This problem has been considered by L. Bröcker from a different point of view [in: Real algebraic geometry, Lect. Notes Math. 1524, 145–162 (1992; Zbl 0849.14022)]. In this paper the notion of proximity is connected with the Hausdorff distance, namely, two sets \(A\) and \(B\) are said to be \(s\)-equivalent at \(0\) if the Hausdorff distance \(d(A \cap S_r, B \cap S_r)\) tends to \(0\) more rapidly than \(r^s\), where \(S_r\) denotes the sphere of radius \(r\) centered at \(0\).
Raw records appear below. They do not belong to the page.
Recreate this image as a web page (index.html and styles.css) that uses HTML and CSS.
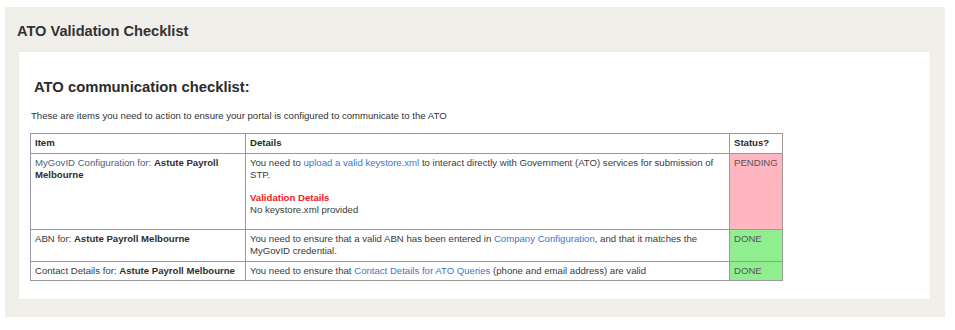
FILE: index.html
```html
<!DOCTYPE html>
<html lang="en">
<head>
<meta charset="utf-8">
<title>ATO Validation Checklist</title>
<link rel="stylesheet" href="styles.css">
</head>
<body>
<div class="panel">
  <h1 class="page-title">ATO Validation Checklist</h1>
  <div class="card">
    <h2 class="card-heading">ATO communication checklist:</h2>
    <p class="intro">These are items you need to action to ensure your portal is configured to communicate to the ATO</p>
    <table class="checklist">
      <colgroup>
        <col class="col-item">
        <col class="col-details">
        <col class="col-status">
      </colgroup>
      <thead>
        <tr>
          <th>Item</th>
          <th>Details</th>
          <th>Status?</th>
        </tr>
      </thead>
      <tbody>
        <tr class="row-tall">
          <td><span class="muted">MyGovID Configuration for:</span> <b>Astute Payroll Melbourne</b></td>
          <td>
            <div>You need to <a href="#">upload a valid keystore.xml</a> to interact directly with Government (ATO) services for submission of STP.</div>
            <div class="validation">
              <div class="validation-title">Validation Details</div>
              <div>No keystore.xml provided</div>
            </div>
          </td>
          <td class="status pending">PENDING</td>
        </tr>
        <tr>
          <td>ABN for: <b>Astute Payroll Melbourne</b></td>
          <td>You need to ensure that a valid ABN has been entered in <a href="#">Company Configuration</a>, and that it matches the MyGovID credential.</td>
          <td class="status done">DONE</td>
        </tr>
        <tr>
          <td>Contact Details for: <b>Astute Payroll Melbourne</b></td>
          <td>You need to ensure that <a href="#">Contact Details for ATO Queries</a> (phone and email address) are valid</td>
          <td class="status done">DONE</td>
        </tr>
      </tbody>
    </table>
  </div>
</div>
</body>
</html>
```
FILE: styles.css
```css
html, body {
  margin: 0;
  padding: 0;
  background: #ffffff;
}

body {
  font-family: "Liberation Sans", Arial, sans-serif;
  color: #333333;
}

.panel {
  margin: 7px 10px 13px 5px;
  width: 940px;
  height: 310px;
  box-sizing: border-box;
  padding: 16px 15px 0 12px;
  background: #f0efea;
}

.page-title {
  margin: 0;
  font-size: 14.6px;
  line-height: 17px;
  font-weight: bold;
  color: #333333;
}

.card {
  margin: 12px 0 0 2px;
  height: 247px;
  box-sizing: border-box;
  padding: 26px 12px 0 12px;
  background: #ffffff;
  box-shadow: 0 0 1px rgba(0, 0, 0, 0.08);
}

.card-heading {
  margin: 0 0 0 3px;
  font-size: 14.8px;
  line-height: 18px;
  font-weight: bold;
  color: #2b2b2b;
}

.intro {
  margin: 13px 0 0 0;
  font-size: 9.6px;
  line-height: 13px;
  color: #333333;
}

.checklist {
  margin-top: 11px;
  margin-left: -1px;
  border-collapse: collapse;
  width: 752px;
  table-layout: fixed;
  border: 1.5px solid #555555;
  font-size: 9.6px;
  line-height: 12.5px;
  color: #3a3a3a;
}

.col-item { width: 215px; }
.col-details { width: 484px; }
.col-status { width: 53px; }

.checklist th,
.checklist td {
  border: 1px solid #9a9a9a;
  padding: 3px 4px 3px 4px;
  text-align: left;
  vertical-align: top;
}

.checklist th {
  font-weight: bold;
  color: #2a2a2a;
}

.checklist b {
  color: #2f2f2f;
}

.muted {
  color: #4f6276;
}

.checklist a {
  color: #3a78c8;
  text-decoration: none;
}

.validation {
  margin-top: 10px;
  margin-bottom: 9px;
}

.validation-title {
  color: #ee1c25;
  font-weight: bold;
}

.status {
  color: #555555;
  padding-left: 4px;
  padding-right: 2px;
}

.pending {
  background: #ffb6c1;
}

.done {
  background: #90ee90;
}
```
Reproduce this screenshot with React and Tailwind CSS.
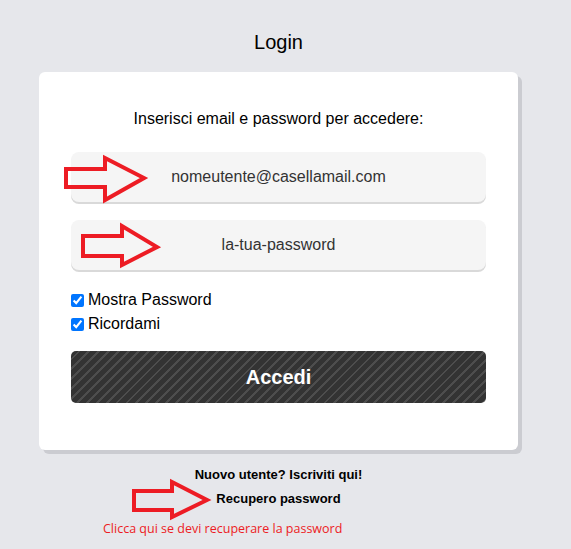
import React from "react";

function Arrow({ points }) {
  return (
    <polygon
      points={points}
      fill="none"
      stroke="#ed1c24"
      strokeWidth="4"
      strokeLinejoin="miter"
    />
  );
}

export default function App() {
  return (
    <div className="relative min-h-[549px] w-[571px] bg-[#e6e7eb] font-['Liberation_Sans',Arial,sans-serif] text-black">
      <div className="flex w-[557px] flex-col items-center pt-[30px]">
        <h1 className="text-[20px] leading-[24px]">Login</h1>
        <div className="mt-[18px] w-[479px] rounded-[6px] bg-white px-[32px] pb-[47px] pt-[38px] shadow-[4px_4px_0_#cbccd1]">
          <p className="text-center text-[16px] leading-[18px]">Inserisci email e password per accedere:</p>
          <div className="mt-[24px] flex h-[50px] items-center justify-center rounded-[8px] bg-[#f5f5f5] text-[16px] text-[#333] shadow-[0_2px_0_#d9d9d9]">
            nomeutente@casellamail.com
          </div>
          <div className="mt-[18px] flex h-[50px] items-center justify-center rounded-[8px] bg-[#f5f5f5] text-[16px] text-[#333] shadow-[0_2px_0_#d9d9d9]">
            la-tua-password
          </div>
          <div className="mt-[18px] flex flex-col text-[16px] leading-[24px]">
            <label className="flex items-center">
              <input type="checkbox" defaultChecked className="m-0 mr-[4px] h-[13px] w-[13px] accent-[#0075ff]" />
              Mostra Password
            </label>
            <label className="flex items-center">
              <input type="checkbox" defaultChecked className="m-0 mr-[4px] h-[13px] w-[13px] accent-[#0075ff]" />
              Ricordami
            </label>
          </div>
          <button className="mt-[15px] flex h-[52px] w-full items-center justify-center rounded-[5px] bg-[#333] bg-[repeating-linear-gradient(135deg,transparent_0px,transparent_5px,rgba(255,255,255,0.13)_5px,rgba(255,255,255,0.13)_7px)] text-[20px] font-bold text-white">
            Accedi
          </button>
        </div>
        <div className="mt-[17px] text-[13px] font-bold leading-[16px]">Nuovo utente? Iscriviti qui!</div>
        <div className="mt-[8px] text-[13px] font-bold leading-[16px]">Recupero password</div>
      </div>
      <div className="ml-[103px] mt-[14px] font-['Open_Sans',sans-serif] text-[12.5px] leading-[16px] text-[#ed1c24]">
        Clicca qui se devi recuperare la password
      </div>
      <svg className="pointer-events-none absolute left-0 top-0" width="571" height="549">
        <Arrow points="66,169 105,169 105,158 144,178 105,200 105,187 66,187" />
        <Arrow points="83,236 122,236 122,226 157,247 122,265 122,256 83,256" />
        <Arrow points="134,491 172,491 172,482 207,500 172,517 172,510 134,510" />
      </svg>
    </div>
  );
}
The main result is the following approximation theorem: Let \(A \subset {\mathbb{R}}^n\) be any closed semialgebraic set of codimension \(\geq 1\) and suppose that \(0\) is a non-isolated point of \(A\). Then for any real number \(s \geq 1\) there exists an algebraic subset \(V \subset {\mathbb{R}}^n\) such that \(A\) and \(V\) are \(s\)-equivalent at \(0\).
This theorem is a generalization of a previous result of the authors [Pac. J. Math. 194, No. 2, 315–323 (2000; Zbl 1036.14027)] saying that any closed semialgebraic subset is \(1\)-equivalent to its tangent cone.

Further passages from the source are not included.